THE FULL DETAILED REPORT ON THE DICK MORRIS POLL ON GOVERNORS AND UNIONS
The Dick Morris Poll: Americans Back Governors Over Unions
By a margin of 47-39, likely voters in the United States support “the governors of Wisconsin, Indiana, and Ohio who have clashed with the public employee unions in their states” over their unions.
These and other findings are from The Dick Morris Poll, taken by telephone among 1,000 likely voters on March 10-13, 2011. The survey has a margin of error of plus or minus 4 percent.
Attitudes are sharply split based on gender, party identification, and union membership:
% Support Governors | % Support Unions | |
---|---|---|
Total | 47% | 39% |
Men | 54% | 34% |
Women | 54% | 34% |
Democratic | 17% | 69% |
Republican | 81% | 12% |
Independent | 46% | 39% |
Union Members | 31% | 58% |
Collective Bargaining
On the issue of collective bargaining, voter attitudes were complex. They oppose elimination of collective bargaining, break evenly on restricting it, and strongly support excluding education reform issues from its purview.
* By 39-59, voters oppose efforts to eliminate collective bargaining entirely for public employee unions.
* By 43-48, they oppose limiting collective bargaining to wages and benefit issues only.
* But by 66-25, they agree with limiting “collective bargaining so that the union contract does not stop the dismissal of incompetent teachers and allows teachers to be paid based on merit not on seniority.”
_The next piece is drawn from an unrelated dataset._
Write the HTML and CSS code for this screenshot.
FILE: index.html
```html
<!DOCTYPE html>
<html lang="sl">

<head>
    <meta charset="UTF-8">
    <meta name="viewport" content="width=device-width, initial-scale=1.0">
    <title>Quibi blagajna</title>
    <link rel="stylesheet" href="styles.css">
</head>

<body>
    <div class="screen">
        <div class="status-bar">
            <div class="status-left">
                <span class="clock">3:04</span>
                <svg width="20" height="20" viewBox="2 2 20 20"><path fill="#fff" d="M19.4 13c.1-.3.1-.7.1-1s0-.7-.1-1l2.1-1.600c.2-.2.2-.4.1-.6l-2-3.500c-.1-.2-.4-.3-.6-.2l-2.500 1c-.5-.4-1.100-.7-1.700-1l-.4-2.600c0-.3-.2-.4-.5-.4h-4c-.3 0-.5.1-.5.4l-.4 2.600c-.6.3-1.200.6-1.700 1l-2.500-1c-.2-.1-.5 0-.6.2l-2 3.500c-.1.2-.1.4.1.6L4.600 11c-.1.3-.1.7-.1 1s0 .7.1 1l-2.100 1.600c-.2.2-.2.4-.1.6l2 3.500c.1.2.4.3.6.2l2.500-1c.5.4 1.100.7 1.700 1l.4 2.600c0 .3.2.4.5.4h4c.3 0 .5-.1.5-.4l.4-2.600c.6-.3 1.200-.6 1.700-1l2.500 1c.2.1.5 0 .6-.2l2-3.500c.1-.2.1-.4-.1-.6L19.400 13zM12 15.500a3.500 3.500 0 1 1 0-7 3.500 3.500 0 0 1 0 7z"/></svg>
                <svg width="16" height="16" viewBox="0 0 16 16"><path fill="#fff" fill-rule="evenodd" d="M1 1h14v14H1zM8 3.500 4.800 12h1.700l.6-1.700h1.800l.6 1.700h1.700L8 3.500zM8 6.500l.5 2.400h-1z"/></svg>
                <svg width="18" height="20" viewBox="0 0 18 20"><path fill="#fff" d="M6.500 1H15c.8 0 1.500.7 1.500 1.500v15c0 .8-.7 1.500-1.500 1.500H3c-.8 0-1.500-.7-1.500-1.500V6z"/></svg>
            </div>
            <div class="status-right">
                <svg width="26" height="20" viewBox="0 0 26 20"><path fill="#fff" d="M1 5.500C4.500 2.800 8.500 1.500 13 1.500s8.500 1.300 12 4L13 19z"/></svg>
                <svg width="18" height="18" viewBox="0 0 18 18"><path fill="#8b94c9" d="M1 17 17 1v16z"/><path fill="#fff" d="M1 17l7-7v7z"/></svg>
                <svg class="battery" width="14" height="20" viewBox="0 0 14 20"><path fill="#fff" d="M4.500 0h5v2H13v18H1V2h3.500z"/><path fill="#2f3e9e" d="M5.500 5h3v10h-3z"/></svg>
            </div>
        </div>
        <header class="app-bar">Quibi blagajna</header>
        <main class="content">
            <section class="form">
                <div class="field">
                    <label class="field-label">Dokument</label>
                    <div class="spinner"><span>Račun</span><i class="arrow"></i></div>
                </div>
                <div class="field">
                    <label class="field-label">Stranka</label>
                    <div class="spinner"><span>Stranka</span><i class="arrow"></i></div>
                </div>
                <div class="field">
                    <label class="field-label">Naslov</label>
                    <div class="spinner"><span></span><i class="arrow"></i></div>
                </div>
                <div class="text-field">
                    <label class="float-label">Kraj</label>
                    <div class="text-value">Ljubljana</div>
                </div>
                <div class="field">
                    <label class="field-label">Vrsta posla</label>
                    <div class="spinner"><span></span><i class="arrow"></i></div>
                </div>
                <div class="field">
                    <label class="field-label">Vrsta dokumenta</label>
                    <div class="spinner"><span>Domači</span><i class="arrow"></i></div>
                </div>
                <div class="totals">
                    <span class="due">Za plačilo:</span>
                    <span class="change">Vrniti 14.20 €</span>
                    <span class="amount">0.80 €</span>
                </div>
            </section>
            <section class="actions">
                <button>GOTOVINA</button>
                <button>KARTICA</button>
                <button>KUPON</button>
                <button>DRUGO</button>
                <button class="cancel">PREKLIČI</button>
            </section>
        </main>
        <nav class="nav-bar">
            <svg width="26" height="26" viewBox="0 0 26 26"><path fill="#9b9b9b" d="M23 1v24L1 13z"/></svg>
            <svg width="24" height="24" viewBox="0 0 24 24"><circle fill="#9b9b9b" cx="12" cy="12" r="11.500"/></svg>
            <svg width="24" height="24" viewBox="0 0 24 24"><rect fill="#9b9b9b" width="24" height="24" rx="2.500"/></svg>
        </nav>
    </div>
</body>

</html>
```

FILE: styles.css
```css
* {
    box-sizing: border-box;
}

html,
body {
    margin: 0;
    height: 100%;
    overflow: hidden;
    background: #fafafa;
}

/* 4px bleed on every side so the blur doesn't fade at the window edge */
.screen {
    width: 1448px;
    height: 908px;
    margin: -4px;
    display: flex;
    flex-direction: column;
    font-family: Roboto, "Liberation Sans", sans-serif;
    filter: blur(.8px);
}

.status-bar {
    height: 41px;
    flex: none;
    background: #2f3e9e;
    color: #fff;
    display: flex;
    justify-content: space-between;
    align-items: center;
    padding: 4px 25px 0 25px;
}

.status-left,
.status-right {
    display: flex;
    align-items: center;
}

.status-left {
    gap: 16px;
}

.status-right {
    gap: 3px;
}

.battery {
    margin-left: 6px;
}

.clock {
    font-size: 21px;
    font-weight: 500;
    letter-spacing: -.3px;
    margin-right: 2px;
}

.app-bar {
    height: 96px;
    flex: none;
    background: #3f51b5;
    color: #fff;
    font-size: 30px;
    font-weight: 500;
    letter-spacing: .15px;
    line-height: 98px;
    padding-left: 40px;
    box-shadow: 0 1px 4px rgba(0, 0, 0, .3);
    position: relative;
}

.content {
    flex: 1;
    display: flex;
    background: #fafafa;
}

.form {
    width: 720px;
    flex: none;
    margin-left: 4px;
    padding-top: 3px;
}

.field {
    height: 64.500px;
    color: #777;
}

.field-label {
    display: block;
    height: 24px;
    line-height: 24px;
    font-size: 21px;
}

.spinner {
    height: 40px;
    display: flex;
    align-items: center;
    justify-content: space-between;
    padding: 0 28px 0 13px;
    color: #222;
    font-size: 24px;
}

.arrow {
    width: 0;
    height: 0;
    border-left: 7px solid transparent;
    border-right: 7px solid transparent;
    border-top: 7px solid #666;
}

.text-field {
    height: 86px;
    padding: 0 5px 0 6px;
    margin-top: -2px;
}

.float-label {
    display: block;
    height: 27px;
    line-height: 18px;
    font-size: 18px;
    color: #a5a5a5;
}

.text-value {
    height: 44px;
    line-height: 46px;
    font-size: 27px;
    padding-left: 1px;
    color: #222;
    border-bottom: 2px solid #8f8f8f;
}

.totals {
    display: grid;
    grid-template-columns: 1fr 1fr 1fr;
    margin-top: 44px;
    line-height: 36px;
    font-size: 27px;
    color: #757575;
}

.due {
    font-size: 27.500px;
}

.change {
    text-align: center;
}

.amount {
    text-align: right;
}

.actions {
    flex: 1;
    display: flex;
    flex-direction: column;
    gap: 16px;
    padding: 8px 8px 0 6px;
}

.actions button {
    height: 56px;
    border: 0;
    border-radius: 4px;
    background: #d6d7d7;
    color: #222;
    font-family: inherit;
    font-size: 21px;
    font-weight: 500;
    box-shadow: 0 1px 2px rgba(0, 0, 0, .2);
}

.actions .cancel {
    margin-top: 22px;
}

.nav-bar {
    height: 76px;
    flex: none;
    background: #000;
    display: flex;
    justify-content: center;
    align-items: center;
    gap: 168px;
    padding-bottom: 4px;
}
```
Absentee State Legislators
Voters reacted strongly against state legislators who boycott their legislatures to stop the passage of labor legislation. By 25-61 they rejected the idea that it is “necessary” for Democrats to boycott the legislature so as to deny the majority a quorum “to stop legislation restricting unions from being passed.” The majority agreed that the legislators “should return to the legislature and respect the decisions the voters have made in the last election.”
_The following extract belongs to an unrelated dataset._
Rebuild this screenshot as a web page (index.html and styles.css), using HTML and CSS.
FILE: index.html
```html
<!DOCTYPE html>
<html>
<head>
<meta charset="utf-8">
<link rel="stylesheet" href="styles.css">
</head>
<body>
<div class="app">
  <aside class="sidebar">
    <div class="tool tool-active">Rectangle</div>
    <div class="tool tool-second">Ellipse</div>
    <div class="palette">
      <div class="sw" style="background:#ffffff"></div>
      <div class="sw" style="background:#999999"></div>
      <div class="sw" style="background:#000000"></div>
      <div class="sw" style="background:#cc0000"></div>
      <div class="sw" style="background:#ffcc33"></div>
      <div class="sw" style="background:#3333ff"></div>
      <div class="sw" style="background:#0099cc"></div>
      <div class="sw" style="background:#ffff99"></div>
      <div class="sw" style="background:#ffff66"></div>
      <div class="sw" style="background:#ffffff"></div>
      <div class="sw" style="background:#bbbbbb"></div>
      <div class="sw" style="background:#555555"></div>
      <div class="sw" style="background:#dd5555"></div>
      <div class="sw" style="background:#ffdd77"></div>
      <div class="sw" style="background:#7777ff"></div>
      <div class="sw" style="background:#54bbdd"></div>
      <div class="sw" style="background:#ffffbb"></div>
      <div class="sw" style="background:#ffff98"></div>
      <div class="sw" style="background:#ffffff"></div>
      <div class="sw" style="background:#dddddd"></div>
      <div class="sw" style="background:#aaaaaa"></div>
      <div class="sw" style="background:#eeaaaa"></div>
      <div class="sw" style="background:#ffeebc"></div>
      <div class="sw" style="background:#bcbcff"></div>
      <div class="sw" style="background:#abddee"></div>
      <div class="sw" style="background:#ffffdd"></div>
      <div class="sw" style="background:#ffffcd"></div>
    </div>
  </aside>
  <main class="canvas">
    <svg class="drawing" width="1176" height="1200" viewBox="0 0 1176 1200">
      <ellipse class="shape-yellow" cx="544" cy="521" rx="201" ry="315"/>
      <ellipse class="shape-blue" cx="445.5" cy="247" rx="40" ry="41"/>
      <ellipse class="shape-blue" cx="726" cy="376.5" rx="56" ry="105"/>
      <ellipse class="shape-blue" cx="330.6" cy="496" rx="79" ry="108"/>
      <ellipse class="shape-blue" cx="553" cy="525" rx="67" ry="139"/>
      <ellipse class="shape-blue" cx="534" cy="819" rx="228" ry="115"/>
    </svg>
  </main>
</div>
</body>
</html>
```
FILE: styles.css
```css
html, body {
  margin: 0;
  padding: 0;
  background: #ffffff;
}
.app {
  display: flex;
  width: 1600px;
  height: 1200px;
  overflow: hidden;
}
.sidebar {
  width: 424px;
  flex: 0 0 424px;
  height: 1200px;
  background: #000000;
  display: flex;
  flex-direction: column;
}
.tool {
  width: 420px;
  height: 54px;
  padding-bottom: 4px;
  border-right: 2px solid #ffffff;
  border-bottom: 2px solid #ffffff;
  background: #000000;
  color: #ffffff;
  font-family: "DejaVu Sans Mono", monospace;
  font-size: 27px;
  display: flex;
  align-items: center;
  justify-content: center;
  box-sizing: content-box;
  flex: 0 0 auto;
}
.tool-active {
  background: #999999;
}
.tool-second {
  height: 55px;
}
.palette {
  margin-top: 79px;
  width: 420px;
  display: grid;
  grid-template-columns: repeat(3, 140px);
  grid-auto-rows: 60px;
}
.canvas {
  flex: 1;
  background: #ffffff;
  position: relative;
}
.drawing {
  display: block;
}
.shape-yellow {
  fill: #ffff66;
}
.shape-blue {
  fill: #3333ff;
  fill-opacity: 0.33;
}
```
The Governors’ Rationale: Finances vs Improving Education
When governors base their arguments on fiscal necessity, arguing that their restrictions are necessary to solve state budget problems, voters react with skepticism. But, when the stakes are related to quality education, they enthusiastically back the governors.
Voters split evenly – 43-44 – when asked:
“Some say that the governors have no choice but to restrict collective bargaining because their states are broke. Others say they are using the fiscal condition to attack public employees unfairly, which point of view comes closest to your own?”
Governors have no choice 43%
Using crisis to attack
Public employees unfairly 44%
Governors would do far, far better to base their arguments for limiting collective bargaining on the positive elements – limiting teacher tenure, merit pay, layoffs based on merit not seniority – that they wish to achieve than pleading dire fiscal necessity.
Attitudes Toward Unions
In general, voters approve of public employee unions by 50-40. But 49% say they have too much power while only 11% feel they have too little. (34% say they have the right amount of power).
Attitudes Toward the Teachers Unions
Teachers unions have an even more favorable image, winning a 54-39 approval among voters.
But voters do not believe that teachers unions are good for education. Only 36% said the unions helped schools while 44% felt they did more harm than good.
Attitudes on teachers unions are very mixed with most voters giving them their due, but expressing discontent with their impact on public policy:
* By 68-25, voters feel that unions “protect incompetent teachers.”
* But, by 70-22, they also feel that unions “protect teachers from arbitrary and unfair dismissal.”
* By 56-28, voters complain that unions “do not allow enough flexibility in the management of schools.”
* And, by 58-30 they agree the unions “don’t let schools pay really good teachers more money but insist on salaries based on seniority.”
* However, by 77-17, voters do agree that unions fight for good pay for teachers.
Would teachers be exploited if not for unions? Here voters split evenly with 49% saying they would be exploited and 47% disagreeing.
But on the underlying issues of education reform in America, there is a consensus opposing the views of the teachers union:
* Voters back “reducing teacher tenure to make it easier to fire teachers” by 51-38.
* And support “paying teachers based on merit not on seniority” by 81-15.
* They support “giving schools the authority to decide who to fire rather than basing it only on seniority” by 74-20.
Conclusion
The prevailing conventional wisdom, stoked by the mainstream liberal media, that the public sides with the unions in their confrontations with the governors, is wrong. But America is deeply divided over the issue.
Yet, beneath these deep divisions, there is a solid consensus in favor of the fundamental education reforms that lie behind the current debate. The more the debate focuses on restricting collective bargaining so as to reform teacher tenure, enact merit pay, allow school choice, and base layoffs on merit not seniority, the better the Governors and their Republican allies will do. But when the argument is predicated only on fiscal necessity, it splits the public evenly.
Education has always been a core Democratic issue. The Party’s traditional dominance on this issue has caused a big gender gap in voting to emerge. But with the voter consensus in support of specific and far reaching educational reforms that many Democrats and most of their teachers union allies oppose, the issue may begin to become a Republican one, with potentially far reaching national consequences.